The fog surrounded us like tulle…

Reading time: Less than 1 minute

I like to share interesting pieces of figurative language I encounter in my reading. I write today about a simile from Gabrielle Selz…

I frequently enjoy the Opinionator pieces published by the New York Times.  I’d made notes on one read I’d read back in September (Sept 2/15) headlined “The Way They Were.” In it, writer and art critic Gabrielle Selz tells the story of her parents’ varying approaches to life and death.

Her mother, shy and retiring, died quietly of Alzheimer’s. Her father, brash and famous — and still alive — is the former chief curator of painting and sculpture at the Museum of Modern Art in New York. Famous enough to have earned a longish blurb in the Dictionary of Art Historians, the 96-year-old Peter Selz (shown above, with his daughter) is taking a different approach to the end of his life. He’s orchestrating it. Recently, he took his family on a hike, prior to viewing his gravesite.

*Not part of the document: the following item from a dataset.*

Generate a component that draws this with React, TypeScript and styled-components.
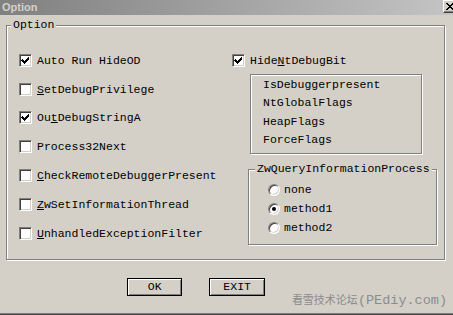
import React from "react";
import styled, { createGlobalStyle } from "styled-components";

const Global = createGlobalStyle`
  html, body { margin: 0; padding: 0; background: #d4d0c8; overflow: hidden; }
  #root { width: 453px; height: 315px; }
`;

const Window = styled.div`
  width: 453px;
  height: 315px;
  box-sizing: border-box;
  background: #d4d0c8;
  display: flex;
  flex-direction: column;
  overflow: hidden;
  border-bottom: 1px solid #404040;
  box-shadow: inset 0 -1px 0 #808080;
  font-family: "Liberation Mono", monospace;
  font-size: 11.5px;
  color: #000;
`;

const TitleBar = styled.div`
  height: 15px;
  flex: none;
  display: flex;
  align-items: flex-start;
  justify-content: space-between;
  background: linear-gradient(to right, #808080, #c4c4c4);
  padding-left: 2px;
  overflow: hidden;
`;

const TitleText = styled.span`
  font-family: "Liberation Sans", Arial, sans-serif;
  font-weight: bold;
  font-size: 11px;
  line-height: 14px;
  color: #d4d0c8;
`;

const CloseButton = styled.div`
  width: 14px;
  height: 13px;
  margin-right: -4px;
  box-sizing: border-box;
  background: #d4d0c8;
  border-top: 1px solid #fff;
  border-left: 1px solid #fff;
  border-right: 1px solid #404040;
  border-bottom: 1px solid #404040;
  box-shadow: inset -1px -1px 0 #808080;
  display: flex;
  align-items: center;
  justify-content: center;
`;

const Body = styled.div`
  flex: 1;
  display: flex;
  flex-direction: column;
  padding: 10px 0 0 6px;
`;

const GroupBox = styled.div<{ $w: number; $h: number }>`
  position: relative;
  box-sizing: border-box;
  width: ${(p) => p.$w}px;
  height: ${(p) => p.$h}px;
  border: 1px solid #808080;
  box-shadow: inset 1px 1px 0 #fff, 1px 1px 0 #fff;
`;

const GroupLabel = styled.span<{ $left: number }>`
  position: absolute;
  top: -8px;
  left: ${(p) => p.$left}px;
  padding: 0 2px;
  line-height: 13px;
  background: #d4d0c8;
  white-space: nowrap;
`;

const MainGrid = styled.div`
  display: grid;
  grid-template-columns: 213px 1fr;
  padding: 20px 0 0 12px;
`;

const LeftCol = styled.div`
  display: grid;
  grid-auto-rows: 28.8px;
`;

const RightCol = styled.div`
  display: flex;
  flex-direction: column;
`;

const CheckRow = styled.div<{ $h?: number }>`
  display: flex;
  align-items: center;
  gap: 5px;
  height: ${(p) => (p.$h ? `${p.$h}px` : "auto")};
  white-space: nowrap;
  line-height: 13px;
`;

const Check = styled.div`
  width: 13px;
  height: 13px;
  flex: none;
  box-sizing: border-box;
  background: #fff;
  border: 1px solid;
  border-color: #808080 #fff #fff #808080;
  box-shadow: inset 1px 1px 0 #404040, inset -1px -1px 0 #d4d0c8;
  display: flex;
  align-items: center;
  justify-content: center;
`;

const Key = styled.u`
  text-decoration: underline;
  text-underline-offset: 1px;
`;

const ListBox = styled.div`
  box-sizing: border-box;
  width: 172px;
  height: 80px;
  margin-left: 18px;
  border: 1px solid #808080;
  box-shadow: inset 1px 1px 0 #fff, 1px 1px 0 #fff;
  padding: 1px 0 0 12px;
`;

const ListItem = styled.div`
  line-height: 18.3px;
  white-space: nowrap;
`;

const RadioRows = styled.div`
  padding: 10px 0 0 19px;
`;

const RadioRow = styled.div`
  display: flex;
  align-items: center;
  gap: 4px;
  height: 19px;
`;

const Radio = styled.div`
  width: 12px;
  height: 12px;
  flex: none;
  box-sizing: border-box;
  border-radius: 50%;
  background: #fff;
  border: 1px solid;
  border-color: #808080 #fff #fff #808080;
  box-shadow: inset 1px 1px 0 #404040, inset -1px -1px 0 #d4d0c8;
  display: flex;
  align-items: center;
  justify-content: center;
`;

const Dot = styled.div`
  width: 4px;
  height: 4px;
  border-radius: 50%;
  background: #000;
`;

const RadioWrap = styled.div`
  margin: 15px 0 0 16px;
`;

const Footer = styled.div`
  display: flex;
  align-items: flex-start;
  padding: 18px 6px 0 121px;
  gap: 27px;
`;

const Button = styled.button`
  width: 56px;
  height: 18px;
  box-sizing: border-box;
  padding: 0;
  background: #d4d0c8;
  border: 1px solid #000;
  box-shadow: inset 1px 1px 0 #fff, inset -1px -1px 0 #808080;
  font-family: "Liberation Mono", monospace;
  font-size: 11.5px;
  color: #000;
  line-height: 14px;
`;

const Watermark = styled.div`
  margin-left: auto;
  margin-top: 14px;
  color: #8c8c8c;
  white-space: nowrap;
  line-height: 14px;
  display: flex;
  align-items: baseline;
`;

const WmCjk = styled.span`
  font-family: "Noto Sans CJK SC", sans-serif;
  font-size: 11px;
`;

const WmAscii = styled.span`
  font-family: "Liberation Mono", monospace;
  font-size: 13.5px;
`;

const CheckMark = () => (
  <svg width="9" height="9" viewBox="0 0 9 9" shapeRendering="crispEdges">
    <path
      d="M1 3h1v1h1v1h1v-1h1v-1h1v-1h1v-1h1v3h-1v1h-1v1h-1v1h-1v1h-1v-1h-1v-1h-1v-1h-1z"
      fill="#000"
    />
  </svg>
);

const CloseX = () => (
  <svg width="8" height="7" viewBox="0 0 8 7" shapeRendering="crispEdges">
    <path
      d="M0 0h2v1h1v1h2v-1h1v-1h2v1h-1v1h-1v1h-1v1h1v1h1v1h1v1h-2v-1h-1v-1h-2v1h-1v1h-2v-1h1v-1h1v-1h1v-1h-1v-1h-1v-1h-1z"
      fill="#000"
    />
  </svg>
);

type Item = { pre?: string; key?: string; post: string; checked?: boolean };

const leftItems: Item[] = [
  { post: "Auto Run HideOD", checked: true },
  { key: "S", post: "etDebugPrivilege" },
  { pre: "Ou", key: "t", post: "DebugStringA", checked: true },
  { post: "Process32Next" },
  { key: "C", post: "heckRemoteDebuggerPresent" },
  { key: "Z", post: "wSetInformationThread" },
  { key: "U", post: "nhandledExceptionFilter" },
];

const Label = ({ it }: { it: Item }) => (
  <span>
    {it.pre}
    {it.key && <Key>{it.key}</Key>}
    {it.post}
  </span>
);

export default function App() {
  return (
    <>
      <Global />
      <Window>
        <TitleBar>
          <TitleText>Option</TitleText>
          <CloseButton>
            <CloseX />
          </CloseButton>
        </TitleBar>
        <Body>
          <GroupBox $w={439} $h={235}>
            <GroupLabel $left={4}>Option</GroupLabel>
            <MainGrid>
              <LeftCol>
                {leftItems.map((it, i) => (
                  <CheckRow key={i}>
                    <Check>{it.checked && <CheckMark />}</Check>
                    <Label it={it} />
                  </CheckRow>
                ))}
              </LeftCol>
              <RightCol>
                <CheckRow $h={28}>
                  <Check>
                    <CheckMark />
                  </Check>
                  <Label it={{ pre: "Hide", key: "N", post: "tDebugBit" }} />
                </CheckRow>
                <ListBox>
                  <ListItem>IsDebuggerpresent</ListItem>
                  <ListItem>NtGlobalFlags</ListItem>
                  <ListItem>HeapFlags</ListItem>
                  <ListItem>ForceFlags</ListItem>
                </ListBox>
                <RadioWrap>
                  <GroupBox $w={189} $h={76}>
                    <GroupLabel $left={6}>ZwQueryInformationProcess</GroupLabel>
                    <RadioRows>
                      <RadioRow>
                        <Radio />
                        <span>none</span>
                      </RadioRow>
                      <RadioRow>
                        <Radio>
                          <Dot />
                        </Radio>
                        <span>method1</span>
                      </RadioRow>
                      <RadioRow>
                        <Radio />
                        <span>method2</span>
                      </RadioRow>
                    </RadioRows>
                  </GroupBox>
                </RadioWrap>
              </RightCol>
            </MainGrid>
          </GroupBox>
          <Footer>
            <Button>OK</Button>
            <Button>EXIT</Button>
            <Watermark>
              <WmCjk>看雪技术论坛</WmCjk>
              <WmAscii>(PEdiy.com)</WmAscii>
            </Watermark>
          </Footer>
        </Body>
      </Window>
    </>
  );
}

Here is how his daughter described the event:


Under the live oak trees the sky was lavender, the rain only misting our cheeks. My father, with his slow gait, brought up the rear, not following so much as herding us along. The fog surrounded us like tulle. We couldn’t see up ahead. Except for my son, we were a flock of seven women being steered by an old man.

I love that simile, “the fog surrounded us like tulle.” So sophisticated. So apt. I also appreciate her description of the sky as “lavender” (what a perfect word!) and of the way her father “herded” the family along. Fabulous descriptive writing. I think I might have to read Gabrielle Selz’s book, Unstill Life.